▸ **RECORDS SUPPLIED**:
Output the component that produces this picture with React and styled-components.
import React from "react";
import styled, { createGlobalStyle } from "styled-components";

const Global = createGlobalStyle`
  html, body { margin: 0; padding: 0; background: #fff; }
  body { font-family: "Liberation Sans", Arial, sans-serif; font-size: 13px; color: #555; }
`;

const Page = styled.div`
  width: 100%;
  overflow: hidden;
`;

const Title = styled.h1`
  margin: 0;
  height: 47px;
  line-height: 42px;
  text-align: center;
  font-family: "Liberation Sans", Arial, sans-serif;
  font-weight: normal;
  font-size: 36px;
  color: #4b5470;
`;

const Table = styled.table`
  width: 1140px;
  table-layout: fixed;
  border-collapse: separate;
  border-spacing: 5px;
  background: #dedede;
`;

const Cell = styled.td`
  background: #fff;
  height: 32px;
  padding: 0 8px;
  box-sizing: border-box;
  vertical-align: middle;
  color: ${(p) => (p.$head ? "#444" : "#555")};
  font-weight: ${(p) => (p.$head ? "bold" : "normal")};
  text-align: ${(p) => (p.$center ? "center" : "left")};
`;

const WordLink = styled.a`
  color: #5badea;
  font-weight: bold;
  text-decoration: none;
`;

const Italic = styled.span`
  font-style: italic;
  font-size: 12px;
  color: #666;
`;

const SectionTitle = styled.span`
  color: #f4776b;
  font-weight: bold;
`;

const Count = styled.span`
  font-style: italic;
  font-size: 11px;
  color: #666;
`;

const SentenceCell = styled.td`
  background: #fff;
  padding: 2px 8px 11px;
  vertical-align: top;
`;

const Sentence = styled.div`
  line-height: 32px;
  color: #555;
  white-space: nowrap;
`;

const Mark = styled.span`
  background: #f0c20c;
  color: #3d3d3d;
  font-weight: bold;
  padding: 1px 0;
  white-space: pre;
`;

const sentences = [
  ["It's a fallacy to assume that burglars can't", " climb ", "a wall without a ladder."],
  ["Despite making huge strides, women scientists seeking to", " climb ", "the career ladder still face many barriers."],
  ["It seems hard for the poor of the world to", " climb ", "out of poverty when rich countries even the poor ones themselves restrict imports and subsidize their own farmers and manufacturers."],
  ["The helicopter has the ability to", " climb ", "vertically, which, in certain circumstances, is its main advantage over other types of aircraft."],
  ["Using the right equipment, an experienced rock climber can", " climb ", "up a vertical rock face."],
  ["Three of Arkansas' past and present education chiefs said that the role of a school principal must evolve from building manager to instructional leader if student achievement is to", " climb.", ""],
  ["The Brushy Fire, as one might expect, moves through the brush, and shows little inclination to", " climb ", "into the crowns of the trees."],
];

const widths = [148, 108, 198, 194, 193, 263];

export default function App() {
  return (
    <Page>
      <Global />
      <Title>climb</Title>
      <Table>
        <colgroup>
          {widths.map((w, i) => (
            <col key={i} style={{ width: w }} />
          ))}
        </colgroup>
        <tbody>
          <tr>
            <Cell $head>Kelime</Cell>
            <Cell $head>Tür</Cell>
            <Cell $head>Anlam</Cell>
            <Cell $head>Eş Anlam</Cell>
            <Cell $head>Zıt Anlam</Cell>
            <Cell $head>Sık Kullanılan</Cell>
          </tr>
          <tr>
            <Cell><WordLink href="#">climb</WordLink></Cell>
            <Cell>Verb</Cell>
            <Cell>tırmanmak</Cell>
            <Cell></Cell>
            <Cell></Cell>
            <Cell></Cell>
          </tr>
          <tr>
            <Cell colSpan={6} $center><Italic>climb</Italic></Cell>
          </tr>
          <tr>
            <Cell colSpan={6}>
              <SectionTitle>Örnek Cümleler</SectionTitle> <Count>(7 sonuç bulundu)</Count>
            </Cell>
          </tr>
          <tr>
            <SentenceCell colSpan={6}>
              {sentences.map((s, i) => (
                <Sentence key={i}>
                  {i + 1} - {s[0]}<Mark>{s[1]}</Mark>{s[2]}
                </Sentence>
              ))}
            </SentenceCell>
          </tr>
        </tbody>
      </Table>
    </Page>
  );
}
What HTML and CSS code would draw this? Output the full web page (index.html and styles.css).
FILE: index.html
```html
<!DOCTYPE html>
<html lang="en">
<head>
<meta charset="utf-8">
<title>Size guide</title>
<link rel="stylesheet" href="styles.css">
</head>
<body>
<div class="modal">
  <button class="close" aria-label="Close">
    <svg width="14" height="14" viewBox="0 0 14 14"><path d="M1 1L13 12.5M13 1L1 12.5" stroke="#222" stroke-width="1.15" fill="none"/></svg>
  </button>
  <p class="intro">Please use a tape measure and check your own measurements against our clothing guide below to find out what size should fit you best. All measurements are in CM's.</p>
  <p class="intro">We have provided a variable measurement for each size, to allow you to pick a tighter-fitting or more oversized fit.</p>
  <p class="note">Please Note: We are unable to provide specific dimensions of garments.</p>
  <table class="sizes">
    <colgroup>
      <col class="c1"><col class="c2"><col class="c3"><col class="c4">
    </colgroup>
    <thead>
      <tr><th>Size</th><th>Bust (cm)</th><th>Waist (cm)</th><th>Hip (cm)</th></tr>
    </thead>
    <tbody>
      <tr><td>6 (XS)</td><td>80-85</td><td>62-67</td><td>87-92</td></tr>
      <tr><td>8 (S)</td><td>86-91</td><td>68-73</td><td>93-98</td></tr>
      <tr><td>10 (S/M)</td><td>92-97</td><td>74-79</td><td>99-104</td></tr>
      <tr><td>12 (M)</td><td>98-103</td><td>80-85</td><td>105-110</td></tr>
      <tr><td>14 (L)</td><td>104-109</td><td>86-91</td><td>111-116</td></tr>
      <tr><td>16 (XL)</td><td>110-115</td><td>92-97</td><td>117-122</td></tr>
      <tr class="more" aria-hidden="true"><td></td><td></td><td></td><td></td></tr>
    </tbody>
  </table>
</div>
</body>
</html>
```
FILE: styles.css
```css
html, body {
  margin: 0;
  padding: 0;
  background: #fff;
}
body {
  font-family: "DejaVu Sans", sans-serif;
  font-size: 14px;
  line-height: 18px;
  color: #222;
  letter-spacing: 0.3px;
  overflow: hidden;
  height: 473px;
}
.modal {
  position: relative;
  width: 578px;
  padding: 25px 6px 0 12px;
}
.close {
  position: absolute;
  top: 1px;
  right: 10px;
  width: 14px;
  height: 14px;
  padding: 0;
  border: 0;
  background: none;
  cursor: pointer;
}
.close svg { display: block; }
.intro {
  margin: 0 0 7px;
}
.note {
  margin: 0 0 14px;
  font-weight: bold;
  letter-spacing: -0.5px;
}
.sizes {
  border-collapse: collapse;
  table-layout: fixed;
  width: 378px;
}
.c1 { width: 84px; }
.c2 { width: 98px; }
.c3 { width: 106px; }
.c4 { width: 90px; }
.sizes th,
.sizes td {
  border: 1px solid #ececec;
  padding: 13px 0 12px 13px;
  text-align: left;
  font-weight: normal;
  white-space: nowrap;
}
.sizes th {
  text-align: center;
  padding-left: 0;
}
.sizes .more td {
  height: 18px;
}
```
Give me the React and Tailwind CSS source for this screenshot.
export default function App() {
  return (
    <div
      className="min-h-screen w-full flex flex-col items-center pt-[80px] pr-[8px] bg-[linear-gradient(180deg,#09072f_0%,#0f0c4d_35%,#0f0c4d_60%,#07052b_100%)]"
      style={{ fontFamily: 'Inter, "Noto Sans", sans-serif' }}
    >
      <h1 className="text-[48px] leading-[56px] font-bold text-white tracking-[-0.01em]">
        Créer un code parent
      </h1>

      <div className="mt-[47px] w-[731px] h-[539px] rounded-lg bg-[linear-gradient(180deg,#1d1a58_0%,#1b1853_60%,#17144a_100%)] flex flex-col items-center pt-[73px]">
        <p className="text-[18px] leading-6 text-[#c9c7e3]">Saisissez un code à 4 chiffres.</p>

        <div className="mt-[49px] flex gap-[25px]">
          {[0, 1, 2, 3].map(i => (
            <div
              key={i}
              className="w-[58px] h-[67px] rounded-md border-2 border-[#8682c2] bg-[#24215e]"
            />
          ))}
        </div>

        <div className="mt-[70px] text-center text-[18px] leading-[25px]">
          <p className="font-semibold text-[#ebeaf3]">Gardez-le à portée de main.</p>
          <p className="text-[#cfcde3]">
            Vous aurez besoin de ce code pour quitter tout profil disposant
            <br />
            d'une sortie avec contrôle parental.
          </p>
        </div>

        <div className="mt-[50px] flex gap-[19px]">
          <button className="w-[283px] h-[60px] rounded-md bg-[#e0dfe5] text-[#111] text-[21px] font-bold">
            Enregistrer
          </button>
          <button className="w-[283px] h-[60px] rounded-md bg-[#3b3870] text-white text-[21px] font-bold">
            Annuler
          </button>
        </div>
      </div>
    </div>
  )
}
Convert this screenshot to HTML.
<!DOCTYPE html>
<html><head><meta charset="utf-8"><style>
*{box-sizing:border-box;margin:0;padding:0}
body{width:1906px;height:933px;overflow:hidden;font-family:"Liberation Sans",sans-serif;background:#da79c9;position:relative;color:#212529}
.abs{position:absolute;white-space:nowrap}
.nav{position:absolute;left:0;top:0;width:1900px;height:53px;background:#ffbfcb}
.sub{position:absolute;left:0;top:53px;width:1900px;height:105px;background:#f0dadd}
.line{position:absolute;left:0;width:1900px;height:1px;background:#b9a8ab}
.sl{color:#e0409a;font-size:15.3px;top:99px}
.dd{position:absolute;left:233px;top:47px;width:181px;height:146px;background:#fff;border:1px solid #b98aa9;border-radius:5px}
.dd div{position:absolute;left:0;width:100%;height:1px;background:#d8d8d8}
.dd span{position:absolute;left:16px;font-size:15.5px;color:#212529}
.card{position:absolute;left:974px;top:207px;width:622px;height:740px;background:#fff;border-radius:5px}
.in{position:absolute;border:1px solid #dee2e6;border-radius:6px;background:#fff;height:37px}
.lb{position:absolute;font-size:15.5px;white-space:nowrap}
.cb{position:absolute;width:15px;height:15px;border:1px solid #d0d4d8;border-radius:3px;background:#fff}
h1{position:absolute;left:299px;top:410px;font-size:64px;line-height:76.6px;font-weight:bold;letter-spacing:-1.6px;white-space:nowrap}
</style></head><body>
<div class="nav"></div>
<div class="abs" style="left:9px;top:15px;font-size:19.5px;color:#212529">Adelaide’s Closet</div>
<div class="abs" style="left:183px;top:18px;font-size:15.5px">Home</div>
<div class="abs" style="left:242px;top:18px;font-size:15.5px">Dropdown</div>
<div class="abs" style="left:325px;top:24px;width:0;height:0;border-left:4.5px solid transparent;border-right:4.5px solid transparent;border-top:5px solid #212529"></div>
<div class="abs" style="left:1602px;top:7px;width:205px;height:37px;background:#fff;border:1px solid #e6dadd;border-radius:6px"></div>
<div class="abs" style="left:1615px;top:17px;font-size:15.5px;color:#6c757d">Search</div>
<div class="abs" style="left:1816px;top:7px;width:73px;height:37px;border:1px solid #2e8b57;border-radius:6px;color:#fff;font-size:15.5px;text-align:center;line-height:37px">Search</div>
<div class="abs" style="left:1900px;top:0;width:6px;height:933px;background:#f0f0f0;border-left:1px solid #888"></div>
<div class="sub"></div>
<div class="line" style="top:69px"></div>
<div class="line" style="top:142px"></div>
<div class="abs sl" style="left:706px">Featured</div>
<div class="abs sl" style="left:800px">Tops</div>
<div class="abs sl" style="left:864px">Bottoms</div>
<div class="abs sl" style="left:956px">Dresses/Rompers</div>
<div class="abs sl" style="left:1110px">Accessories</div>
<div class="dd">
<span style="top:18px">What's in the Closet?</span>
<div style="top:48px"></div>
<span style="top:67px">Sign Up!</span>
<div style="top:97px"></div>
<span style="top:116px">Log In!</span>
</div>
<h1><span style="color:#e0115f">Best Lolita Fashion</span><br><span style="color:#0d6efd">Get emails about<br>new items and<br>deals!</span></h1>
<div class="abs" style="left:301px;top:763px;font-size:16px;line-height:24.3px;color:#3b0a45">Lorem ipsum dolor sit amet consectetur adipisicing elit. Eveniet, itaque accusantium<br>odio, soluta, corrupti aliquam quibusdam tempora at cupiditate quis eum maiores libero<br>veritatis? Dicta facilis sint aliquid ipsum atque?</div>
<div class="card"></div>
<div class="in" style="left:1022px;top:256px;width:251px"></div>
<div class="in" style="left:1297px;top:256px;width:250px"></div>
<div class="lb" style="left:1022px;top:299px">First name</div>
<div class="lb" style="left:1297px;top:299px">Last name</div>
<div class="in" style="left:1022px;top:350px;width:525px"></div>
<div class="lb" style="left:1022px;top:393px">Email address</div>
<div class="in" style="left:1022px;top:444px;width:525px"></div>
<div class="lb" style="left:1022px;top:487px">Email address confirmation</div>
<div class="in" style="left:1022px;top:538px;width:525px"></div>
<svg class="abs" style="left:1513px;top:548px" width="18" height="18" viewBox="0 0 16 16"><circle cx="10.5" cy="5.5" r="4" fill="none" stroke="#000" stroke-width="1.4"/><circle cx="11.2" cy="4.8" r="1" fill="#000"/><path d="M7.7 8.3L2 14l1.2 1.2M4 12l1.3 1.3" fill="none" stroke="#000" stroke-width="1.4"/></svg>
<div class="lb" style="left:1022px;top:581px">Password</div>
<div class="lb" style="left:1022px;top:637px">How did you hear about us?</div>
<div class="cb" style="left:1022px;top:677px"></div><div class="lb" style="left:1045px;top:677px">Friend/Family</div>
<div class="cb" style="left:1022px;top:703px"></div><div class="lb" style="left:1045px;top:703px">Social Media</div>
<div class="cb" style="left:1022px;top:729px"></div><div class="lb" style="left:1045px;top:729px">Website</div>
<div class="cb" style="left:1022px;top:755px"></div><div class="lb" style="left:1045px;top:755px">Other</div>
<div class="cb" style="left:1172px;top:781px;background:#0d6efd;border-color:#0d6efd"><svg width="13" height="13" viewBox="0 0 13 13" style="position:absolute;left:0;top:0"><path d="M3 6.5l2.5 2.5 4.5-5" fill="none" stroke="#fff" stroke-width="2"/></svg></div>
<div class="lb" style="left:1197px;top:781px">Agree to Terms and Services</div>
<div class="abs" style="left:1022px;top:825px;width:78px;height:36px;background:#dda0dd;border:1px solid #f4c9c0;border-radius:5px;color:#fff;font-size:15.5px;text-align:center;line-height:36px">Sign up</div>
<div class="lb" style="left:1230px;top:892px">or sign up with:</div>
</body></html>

▸ **EXERCISE**:
Look through the entries above and report each line where the string "React" occurs.

▸ **SOLUTION**:
Output the component that produces this picture with React and styled-components.
import React from "react";
Give me the React and Tailwind CSS source for this screenshot.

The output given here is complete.